DATA EXCERPTS:
⟨
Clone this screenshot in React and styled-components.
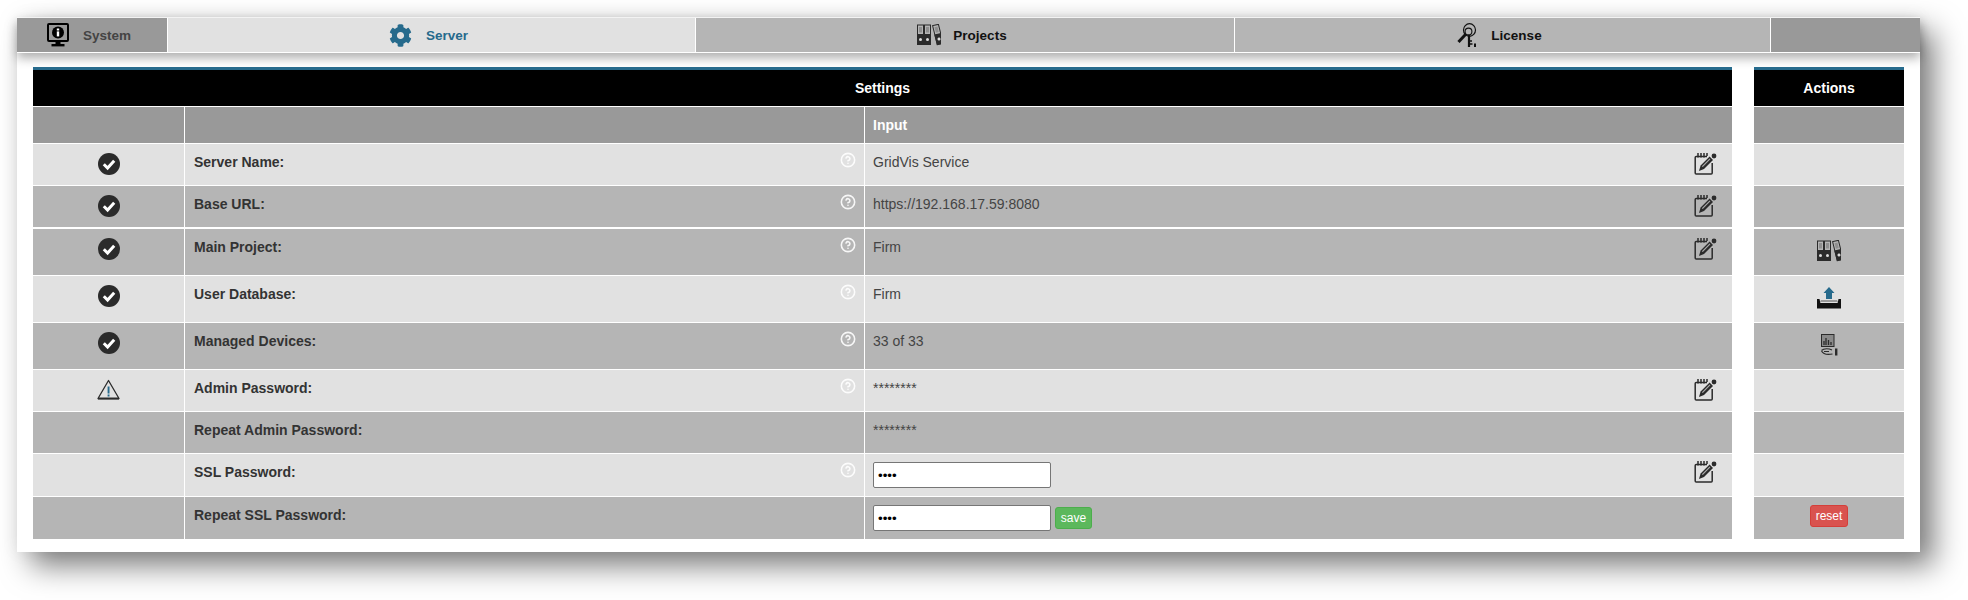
⟩
⟨
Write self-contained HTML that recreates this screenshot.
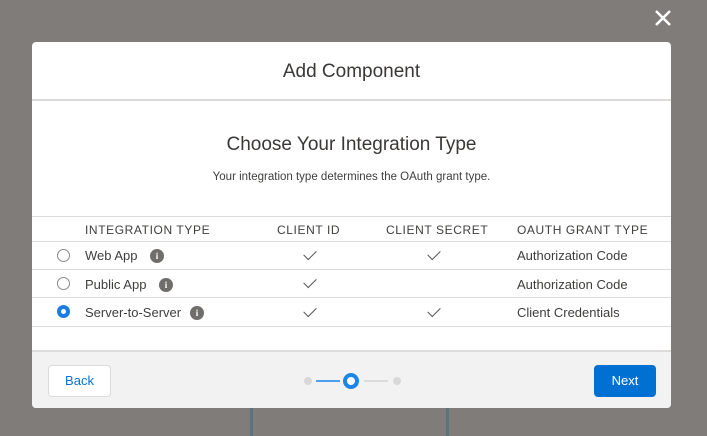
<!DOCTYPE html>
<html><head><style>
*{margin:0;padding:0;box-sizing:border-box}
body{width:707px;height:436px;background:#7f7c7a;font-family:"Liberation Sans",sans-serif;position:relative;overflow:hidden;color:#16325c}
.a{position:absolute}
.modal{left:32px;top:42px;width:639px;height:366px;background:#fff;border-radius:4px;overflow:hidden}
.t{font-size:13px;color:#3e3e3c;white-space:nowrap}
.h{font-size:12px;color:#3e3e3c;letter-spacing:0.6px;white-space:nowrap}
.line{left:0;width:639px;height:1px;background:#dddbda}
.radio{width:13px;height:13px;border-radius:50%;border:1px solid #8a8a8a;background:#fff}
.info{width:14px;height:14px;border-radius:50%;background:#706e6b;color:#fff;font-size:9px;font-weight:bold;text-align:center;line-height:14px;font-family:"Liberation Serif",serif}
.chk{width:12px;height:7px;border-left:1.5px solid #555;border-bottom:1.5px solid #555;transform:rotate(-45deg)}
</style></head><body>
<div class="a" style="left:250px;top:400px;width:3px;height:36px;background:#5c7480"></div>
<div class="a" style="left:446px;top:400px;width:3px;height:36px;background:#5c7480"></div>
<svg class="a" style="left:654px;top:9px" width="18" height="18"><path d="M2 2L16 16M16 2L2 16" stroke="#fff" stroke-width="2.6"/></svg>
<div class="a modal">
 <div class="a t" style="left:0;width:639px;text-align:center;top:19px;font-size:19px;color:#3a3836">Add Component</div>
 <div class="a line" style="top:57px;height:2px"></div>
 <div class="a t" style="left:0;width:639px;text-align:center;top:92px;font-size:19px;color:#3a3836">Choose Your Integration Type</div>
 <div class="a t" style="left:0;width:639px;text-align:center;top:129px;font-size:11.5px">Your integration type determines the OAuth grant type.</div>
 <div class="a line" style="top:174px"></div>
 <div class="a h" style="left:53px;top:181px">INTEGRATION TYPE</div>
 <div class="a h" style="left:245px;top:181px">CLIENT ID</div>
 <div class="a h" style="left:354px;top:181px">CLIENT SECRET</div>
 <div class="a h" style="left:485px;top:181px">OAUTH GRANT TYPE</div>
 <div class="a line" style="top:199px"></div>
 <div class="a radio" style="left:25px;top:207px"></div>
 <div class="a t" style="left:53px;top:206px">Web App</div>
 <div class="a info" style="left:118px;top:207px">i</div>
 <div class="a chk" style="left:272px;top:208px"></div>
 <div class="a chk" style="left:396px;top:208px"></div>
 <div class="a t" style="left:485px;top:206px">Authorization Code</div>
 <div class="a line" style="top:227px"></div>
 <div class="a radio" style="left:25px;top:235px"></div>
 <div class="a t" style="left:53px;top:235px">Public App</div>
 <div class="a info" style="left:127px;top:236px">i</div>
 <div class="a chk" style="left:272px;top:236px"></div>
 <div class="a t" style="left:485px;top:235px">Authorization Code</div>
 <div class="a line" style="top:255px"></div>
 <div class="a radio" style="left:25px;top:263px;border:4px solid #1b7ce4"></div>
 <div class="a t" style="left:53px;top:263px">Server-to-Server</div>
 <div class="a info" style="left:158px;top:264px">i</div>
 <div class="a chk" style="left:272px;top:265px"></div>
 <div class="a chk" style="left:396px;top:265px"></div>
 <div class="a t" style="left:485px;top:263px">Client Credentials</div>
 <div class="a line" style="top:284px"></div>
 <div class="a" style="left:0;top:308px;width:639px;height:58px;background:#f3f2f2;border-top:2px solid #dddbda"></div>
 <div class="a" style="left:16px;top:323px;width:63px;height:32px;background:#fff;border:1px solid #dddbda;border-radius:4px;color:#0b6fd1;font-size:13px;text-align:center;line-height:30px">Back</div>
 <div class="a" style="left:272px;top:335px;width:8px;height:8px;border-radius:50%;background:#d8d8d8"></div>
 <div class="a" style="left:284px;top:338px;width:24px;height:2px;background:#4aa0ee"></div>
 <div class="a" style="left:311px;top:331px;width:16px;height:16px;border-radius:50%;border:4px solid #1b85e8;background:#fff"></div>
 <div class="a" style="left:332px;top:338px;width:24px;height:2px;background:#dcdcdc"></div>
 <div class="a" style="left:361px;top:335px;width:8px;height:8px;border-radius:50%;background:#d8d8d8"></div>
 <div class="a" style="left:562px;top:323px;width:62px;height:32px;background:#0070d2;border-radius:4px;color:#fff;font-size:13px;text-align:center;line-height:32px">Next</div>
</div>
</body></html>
⟩
⟨
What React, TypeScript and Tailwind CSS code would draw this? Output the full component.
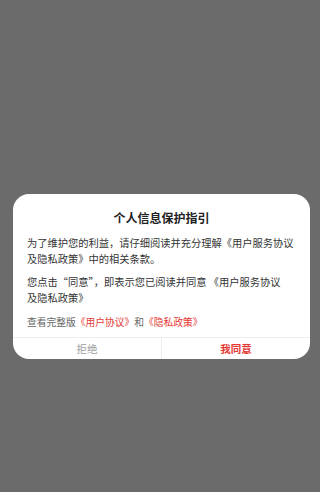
⟩
PROBLEM REQUIREMENTS:
Identify the lines above with the word "React". Copy them.

OUTPUT FOR THIS EXERCISE:
Clone this screenshot in React and styled-components.
What React, TypeScript and Tailwind CSS code would draw this? Output the full component.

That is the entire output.